Pionnière, l’Américaine Loïe Fuller (1862-1928) révolutionne le spectacle vivant parisien à l’aube du XXe siècle. Mouvement et féerie sont au cœur de ses solos. Des lumières colorées sont projetées sur les larges pans des robes qu’elle fait tournoyer. Admirée par le poète Stéphane Mallarmé, elle danse au rythme des compositions de Claude Debussy et dit « jeter dans l’espace des vibrations et des vagues de musique visuelle ». Inventive, elle se livre à des expérimentations sur les tissus et l’électricité dans son propre théâtre et fait breveter ses inventions. Fascinée par la phosphorescence, elle demande – en vain – à Pierre et Marie Curie de lui confectionner un costume à base de sels de radium. Renommée, sa Danse serpentine est souvent imitée. Depuis 2011, la chorégraphe polonaise Ola Maciejewska en fait un objet de recherche à part entière.
Peu connue, la Française Valentine de Saint-Point (1875-1953) rédige en 1912 Le Manifeste de la femme futuristeen réponse à la misogynie de Filippo Tommaso Marinetti, théoricien du mouvement futuriste en Italie. Cherchant à libérer les femmes de la domination masculine, elle s’attaque ouvertement aux « poupées jaboteuses » du théâtre ainsi qu’aux danses sacrées et à la pantomime, qui ne fait que « copier » le réel. À la fois « art immobile » et « art mobile », son solo Métachorie (1913) est une tentative « idéiste » pour fusionner la musique, la poésie, la danse et la géométrie. Plus proche du machinisme futuriste, la danseuse italienne Giannina Censi (1913-1995) cherche à traduire plastiquement ses expériences de vol acrobatique. En 1931, vêtue d’un costume argenté, elle interprète l’Aerodancede F. T. Marinetti sur les « aéropoèmes » de ce dernier.
Le milieu du cabaret, de la pantomime et du cinéma est fondamental pour évoquer la figure sulfureuse de Valeska Gert (1892-1978). Amie de Bertolt Brecht, l’Allemande dit avoir improvisé une danse au son d’une machine à coudre et d’une machine à écrire lors d’une manifestation dadaïste berlinoise.
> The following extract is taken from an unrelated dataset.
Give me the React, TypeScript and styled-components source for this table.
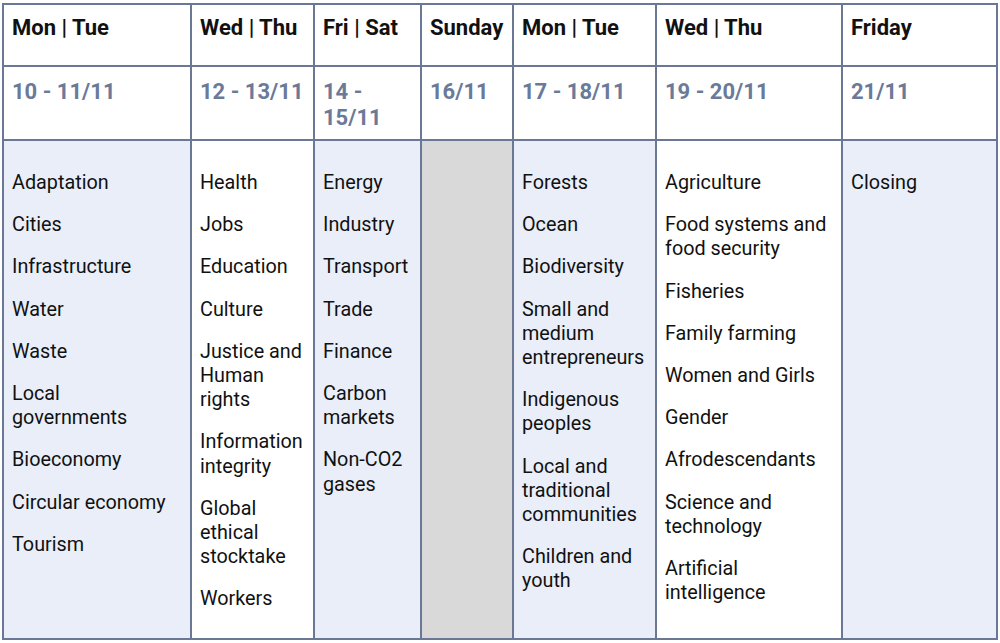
import React from 'react'
import styled, { createGlobalStyle } from 'styled-components'

type Tone = 'blue' | 'white' | 'gray'

type Column = {
  day: string
  date: string
  width: number
  tone: Tone
  padRight?: number
  items: string[]
}

const columns: Column[] = [
  {
    day: 'Mon | Tue',
    date: '10 - 11/11',
    width: 188,
    tone: 'blue',
    padRight: 20,
    items: [
      'Adaptation',
      'Cities',
      'Infrastructure',
      'Water',
      'Waste',
      'Local governments',
      'Bioeconomy',
      'Circular economy',
      'Tourism',
    ],
  },
  {
    day: 'Wed | Thu',
    date: '12 - 13/11',
    width: 123,
    tone: 'white',
    items: [
      'Health',
      'Jobs',
      'Education',
      'Culture',
      'Justice and Human rights',
      'Information integrity',
      'Global ethical stocktake',
      'Workers',
    ],
  },
  {
    day: 'Fri | Sat',
    date: '14 - 15/11',
    width: 107,
    tone: 'blue',
    items: ['Energy', 'Industry', 'Transport', 'Trade', 'Finance', 'Carbon markets', 'Non-CO2 gases'],
  },
  { day: 'Sunday', date: '16/11', width: 92, tone: 'gray', items: [] },
  {
    day: 'Mon | Tue',
    date: '17 - 18/11',
    width: 143,
    tone: 'blue',
    items: [
      'Forests',
      'Ocean',
      'Biodiversity',
      'Small and medium entrepreneurs',
      'Indigenous peoples',
      'Local and traditional communities',
      'Children and youth',
    ],
  },
  {
    day: 'Wed | Thu',
    date: '19 - 20/11',
    width: 186,
    tone: 'white',
    items: [
      'Agriculture',
      'Food systems and food security',
      'Fisheries',
      'Family farming',
      'Women and Girls',
      'Gender',
      'Afrodescendants',
      'Science and technology',
      'Artificial intelligence',
    ],
  },
  { day: 'Friday', date: '21/11', width: 155, tone: 'blue', items: ['Closing'] },
]

const tones: Record<Tone, string> = {
  blue: '#e9eef9',
  white: '#ffffff',
  gray: '#d9d9d9',
}

const GlobalStyle = createGlobalStyle`
  html, body {
    margin: 0;
    padding: 0;
    background: #ffffff;
  }
  body {
    font-family: Roboto, "Liberation Sans", Arial, sans-serif;
    color: #111111;
  }
`

const Page = styled.div`
  width: 1000px;
  height: 643px;
  padding: 3px 0 0 2px;
  box-sizing: border-box;
  overflow: hidden;
`

const Table = styled.table`
  border-collapse: collapse;
  table-layout: fixed;
  width: 996px;
`

const Cell = styled.td`
  border: 2px solid #6b7895;
  vertical-align: top;
  padding: 10px 8px 0 8px;
  text-align: left;
  box-sizing: border-box;
`

const HeadCell = styled(Cell)`
  height: 62px;
  font-weight: 700;
  font-size: 22px;
  line-height: 26px;
  color: #111111;
  background: #ffffff;
`

const DateCell = styled(Cell)`
  height: 74px;
  padding-top: 12px;
  font-weight: 700;
  font-size: 22px;
  line-height: 26px;
  color: #6b7a99;
  background: #ffffff;
`

const BodyCell = styled(Cell)<{ $tone: Tone; $padRight: number }>`
  height: 499px;
  padding-top: 30px;
  padding-right: ${(p) => p.$padRight}px;
  background: ${(p) => tones[p.$tone]};
`

const ItemList = styled.div`
  display: flex;
  flex-direction: column;
  gap: 18px;
`

const Item = styled.div`
  font-size: 19.8px;
  line-height: 24.2px;
  color: #111111;
`

export default function App() {
  return (
    <Page>
      <GlobalStyle />
      <Table>
        <colgroup>
          {columns.map((c, i) => (
            <col key={i} style={{ width: c.width }} />
          ))}
        </colgroup>
        <tbody>
          <tr>
            {columns.map((c, i) => (
              <HeadCell key={i}>{c.day}</HeadCell>
            ))}
          </tr>
          <tr>
            {columns.map((c, i) => (
              <DateCell key={i}>{c.date}</DateCell>
            ))}
          </tr>
          <tr>
            {columns.map((c, i) => (
              <BodyCell key={i} $tone={c.tone} $padRight={c.padRight ?? 8}>
                <ItemList>
                  {c.items.map((item) => (
                    <Item key={item}>{item}</Item>
                  ))}
                </ItemList>
              </BodyCell>
            ))}
          </tr>
        </tbody>
      </Table>
    </Page>
  )
}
Entre 1923 et 1927, la photographe Suse Byk (1884-1943) immortalise ses plus célèbres solos expressifs ou grotesques : Tod [Mort], Salomé, Kanaille, Klupperin [Entremetteuse]. Depuis plusieurs années, la performeuse hongroise Eszter Salamon (née en 1970) réactive ces créations.
Dans un tout autre style, Sophie Taeuber-Arp (1889-1943) relève le défi de danser le visage et le corps dissimulés dans un fragile assemblage de papiers et de cartons peints, lors de l’ouverture de la galerie Dada à Zurich en 1916. Sept ans plus tard, répondant à une commande du dadaïste Tristan Tzara, Sonia Delaunay (1885-1979) crée les curieux costumes en tissu et carton portés par les interprètes de la soirée du Cœur à barbe.<
Enfin, le rôle joué par Elsa von Freytag-Loringhoven (1874-1927) dans l’avant-garde new-yorkaise des années 1917-1923 a été réévalué. La Dada Baroness ne se contente pas de s’exhiber dans des tenues extravagantes. Poétesse et sculptrice, elle collecte les objets trouvés et fréquente le cercle d’artistes du collectionneur Walter Conrad Arensberg, Man Ray et surtout Marcel Duchamp, dont elle fait le portrait sous la forme d’un assemblage. Certaines historiennes lui attribuent même l’invention du ready-made Fontaine, qui fait scandale en 1917.